Two years ago she graduated from the drama school - where the alumni include Daniel Craig, Damien Lewis and Fay Ripley. Coel says: "I was very lucky in that I got a scholarship for my first year and then my next two years I won the Laurence Olivier bursary."
In recent times, many established actors, including Andy Serkis, Dame Helen Mirren and Julie Andrews have all expressed grave concerns that only those from financially secure backgrounds will be able to afford to attend drama school.
It is something to which Coel, who grew up in Tower Hamlets in east London, can relate.
"I was the only person in my year whose parents didn't own a house and I remember thinking it was weird. It is worrying because there's a whole group of amazing actors who may never find their potential or discover that part of themselves. There have to be more scholarships."
Coel's faith is equally important to her, having undergone "a massive weird spiritual conversion" when she was 18. Though she is no longer a member of the same church, "there always seems to a an element of faith in my writing".
On television, Coel was one of a young black cast of the Channel 4 series Top Boy.
Last week, comedian Lenny Henry highlighted the fall in the number of black, Asian and minority ethnic (BAME) people in the broadcasting industry.

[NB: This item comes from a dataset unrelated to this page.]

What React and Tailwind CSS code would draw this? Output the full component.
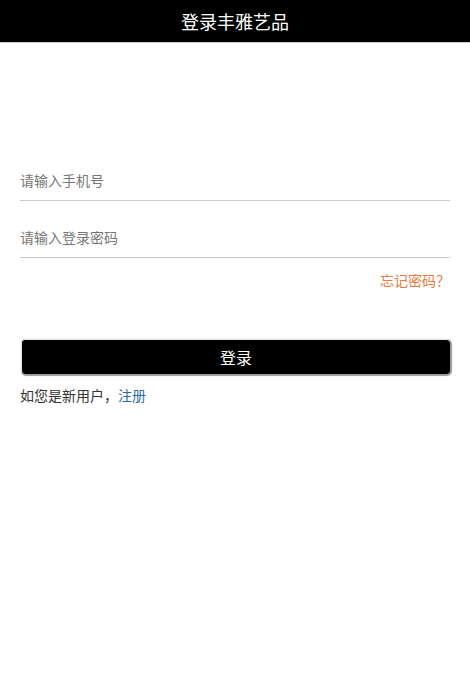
export default function App() {
  return (
    <div className="min-h-[682px] bg-white" style={{ fontFamily: '"Microsoft YaHei", "Noto Sans CJK SC", sans-serif' }}>
      <header className="h-[43px] bg-black border-b border-[#ccc] flex items-center justify-center">
        <h1 className="text-[18px] text-white leading-none">登录丰雅艺品</h1>
      </header>

      <form className="px-5 pt-[123px]">
        <div className="border-b border-[#ccc] pb-[6px]">
          <input
            type="text"
            placeholder="请输入手机号"
            className="w-full h-[28px] text-[14px] text-[#333] placeholder:text-[#777] outline-none bg-transparent"
          />
        </div>
        <div className="border-b border-[#ccc] pb-[6px] mt-[22px]">
          <input
            type="password"
            placeholder="请输入登录密码"
            className="w-full h-[28px] text-[14px] text-[#333] placeholder:text-[#777] outline-none bg-transparent"
          />
        </div>
        <div className="flex justify-end mt-[12px]">
          <a className="text-[14px] text-[#e8793e] leading-[20px]">忘记密码？</a>
        </div>

        <button
          type="button"
          className="mt-[49px] ml-[1px] w-[429px] h-[35px] bg-black text-white text-[16px] rounded-[4px] border-t border-l border-[#e6e6e6] shadow-[1px_1px_1px_1px_#999]"
        >
          登录
        </button>

        <p className="mt-[11px] text-[14px] text-[#333] leading-[20px]">
          如您是新用户，<a className="text-[#2b6ca3]">注册</a>
        </p>
      </form>
    </div>
  );
}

Henry cited the examples of celebrated British black actors David Harewood and Idris Elba who located to the US to find roles.
Coel says, for a young black actress, it can be even worse. "For all the theatre I've done, I can count on the fingers of one hand the auditions I've had for television.

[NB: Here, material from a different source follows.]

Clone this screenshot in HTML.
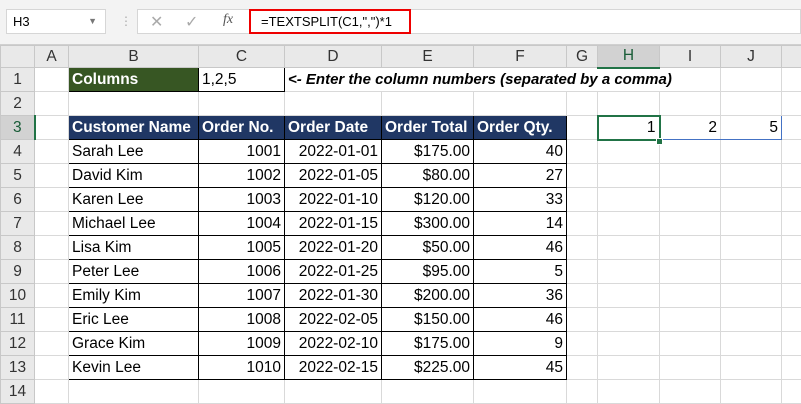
<!DOCTYPE html><html><head><style>
body{margin:0;width:801px;height:402px;overflow:hidden;background:#fff;font-family:"Liberation Sans",sans-serif;position:relative}
.top{position:absolute;left:0;top:0;width:801px;height:45px;background:#f3f3f3;border-bottom:1px solid #d0d0d0;box-sizing:border-box}
.nb{position:absolute;left:6px;top:9px;width:100px;height:25px;background:#fff;border:1px solid #d6d6d6;box-sizing:border-box;font-size:13px;line-height:23px;padding-left:6px}
.fb{position:absolute;left:137px;top:9px;width:664px;height:25px;background:#fff;border:1px solid #d6d6d6;box-sizing:border-box}
.red{position:absolute;left:249px;top:9px;width:162px;height:25px;border:2px solid #e00;box-sizing:border-box;font-size:13px;line-height:21px;padding-left:10px}
table{position:absolute;left:0;top:45px;width:801px;border-collapse:collapse;table-layout:fixed;font-size:15.5px}
td{height:24px;border:1px solid #d9d9d9;padding:0 3px;white-space:nowrap;overflow:visible;box-sizing:border-box}
tr:first-child td{height:22px;background:#e9e9e9;text-align:center;color:#333;border-color:#c8c8c8}
td.h{background:#e9e9e9;text-align:center;color:#333;border-color:#c8c8c8}
.t{border:1px solid #000}
.hd{background:#203764;color:#fff;font-weight:bold;border:1px solid #000}
.r{text-align:right}
</style></head><body>
<div class="top"></div>
<div class="nb">H3<span style="position:absolute;right:8px;top:0;color:#777;font-size:9px">▼</span></div>
<div style="position:absolute;left:120px;top:14px;color:#aaa;font-size:12px">⋮</div>
<div class="fb"><span style="position:absolute;left:12px;top:2px;color:#aaa;font-size:16px">✕</span><span style="position:absolute;left:47px;top:2px;color:#aaa;font-size:16px">✓</span><span style="position:absolute;left:85px;top:2px;color:#555;font-size:14px;font-style:italic;font-family:'Liberation Serif',serif">fx</span></div>
<div class="red">=TEXTSPLIT(C1,",")*1</div>
<table>
<colgroup><col style="width:34px"><col style="width:34px"><col style="width:130px"><col style="width:86px"><col style="width:97px"><col style="width:92px"><col style="width:93px"><col style="width:31px"><col style="width:62px"><col style="width:61px"><col style="width:61px"><col style="width:20px"></colgroup>
<tr><td style="width:34px"></td><td style="width:34px">A</td><td style="width:130px">B</td><td style="width:86px">C</td><td style="width:97px">D</td><td style="width:92px">E</td><td style="width:93px">F</td><td style="width:31px">G</td><td style="width:62px;background:#d2d2d2;border-bottom:2px solid #217346;color:#185c37">H</td><td style="width:61px">I</td><td style="width:61px">J</td><td style="width:20px"></td></tr>
<tr><td class="h">1</td><td></td><td style="background:#375623;color:#fff;font-weight:bold;border:1px solid #000">Columns</td><td class="t">1,2,5</td><td colspan="6" style="border-right:none"><span style="font-weight:bold;font-style:italic;font-size:15px">&lt;- Enter the column numbers (separated by a comma)</span></td><td></td><td></td></tr>
<tr><td class="h">2</td><td></td><td></td><td></td><td></td><td></td><td></td><td></td><td></td><td></td><td></td><td></td></tr>
<tr><td class="h" style="background:#d2d2d2;border-right:2px solid #217346;color:#185c37">3</td><td></td><td class="hd">Customer Name</td><td class="hd">Order No.</td><td class="hd">Order Date</td><td class="hd">Order Total</td><td class="hd">Order Qty.</td><td></td><td class="r" style="border:2px solid #217346">1</td><td class="r" style="border-top:1px solid #4472c4;border-bottom:1px solid #4472c4">2</td><td class="r" style="border:1px solid #4472c4;border-left:none">5</td><td></td></tr>
<tr><td class="h">4</td><td></td><td class="t">Sarah Lee</td><td class="t r">1001</td><td class="t r">2022-01-01</td><td class="t r">$175.00</td><td class="t r">40</td><td></td><td></td><td></td><td></td><td></td></tr>
<tr><td class="h">5</td><td></td><td class="t">David Kim</td><td class="t r">1002</td><td class="t r">2022-01-05</td><td class="t r">$80.00</td><td class="t r">27</td><td></td><td></td><td></td><td></td><td></td></tr>
<tr><td class="h">6</td><td></td><td class="t">Karen Lee</td><td class="t r">1003</td><td class="t r">2022-01-10</td><td class="t r">$120.00</td><td class="t r">33</td><td></td><td></td><td></td><td></td><td></td></tr>
<tr><td class="h">7</td><td></td><td class="t">Michael Lee</td><td class="t r">1004</td><td class="t r">2022-01-15</td><td class="t r">$300.00</td><td class="t r">14</td><td></td><td></td><td></td><td></td><td></td></tr>
<tr><td class="h">8</td><td></td><td class="t">Lisa Kim</td><td class="t r">1005</td><td class="t r">2022-01-20</td><td class="t r">$50.00</td><td class="t r">46</td><td></td><td></td><td></td><td></td><td></td></tr>
<tr><td class="h">9</td><td></td><td class="t">Peter Lee</td><td class="t r">1006</td><td class="t r">2022-01-25</td><td class="t r">$95.00</td><td class="t r">5</td><td></td><td></td><td></td><td></td><td></td></tr>
<tr><td class="h">10</td><td></td><td class="t">Emily Kim</td><td class="t r">1007</td><td class="t r">2022-01-30</td><td class="t r">$200.00</td><td class="t r">36</td><td></td><td></td><td></td><td></td><td></td></tr>
<tr><td class="h">11</td><td></td><td class="t">Eric Lee</td><td class="t r">1008</td><td class="t r">2022-02-05</td><td class="t r">$150.00</td><td class="t r">46</td><td></td><td></td><td></td><td></td><td></td></tr>
<tr><td class="h">12</td><td></td><td class="t">Grace Kim</td><td class="t r">1009</td><td class="t r">2022-02-10</td><td class="t r">$175.00</td><td class="t r">9</td><td></td><td></td><td></td><td></td><td></td></tr>
<tr><td class="h">13</td><td></td><td class="t">Kevin Lee</td><td class="t r">1010</td><td class="t r">2022-02-15</td><td class="t r">$225.00</td><td class="t r">45</td><td></td><td></td><td></td><td></td><td></td></tr>
<tr><td class="h">14</td><td></td><td></td><td></td><td></td><td></td><td></td><td></td><td></td><td></td><td></td><td></td></tr>
</table>
<div style="position:absolute;left:656px;top:138px;width:5px;height:5px;background:#217346;border:1px solid #fff"></div>
</body></html>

"Even in American TV, they like big, strong dark men and exotic looking fair women. I have not seen one black British actress apart form Marianne (Oscar-nominated British actress Marianne Jean-Baptiste) that has gone to America and had a successful career.
"I see article after article about black men, none about black women.
"But I think it's about writing, it's about casting directors being braver, (12 Years a Slave director) Steve McQueen is one of them. And I'm hopeful that I have power to change things myself."
Chewing Gum Dreams is on at The Shed until 4 April.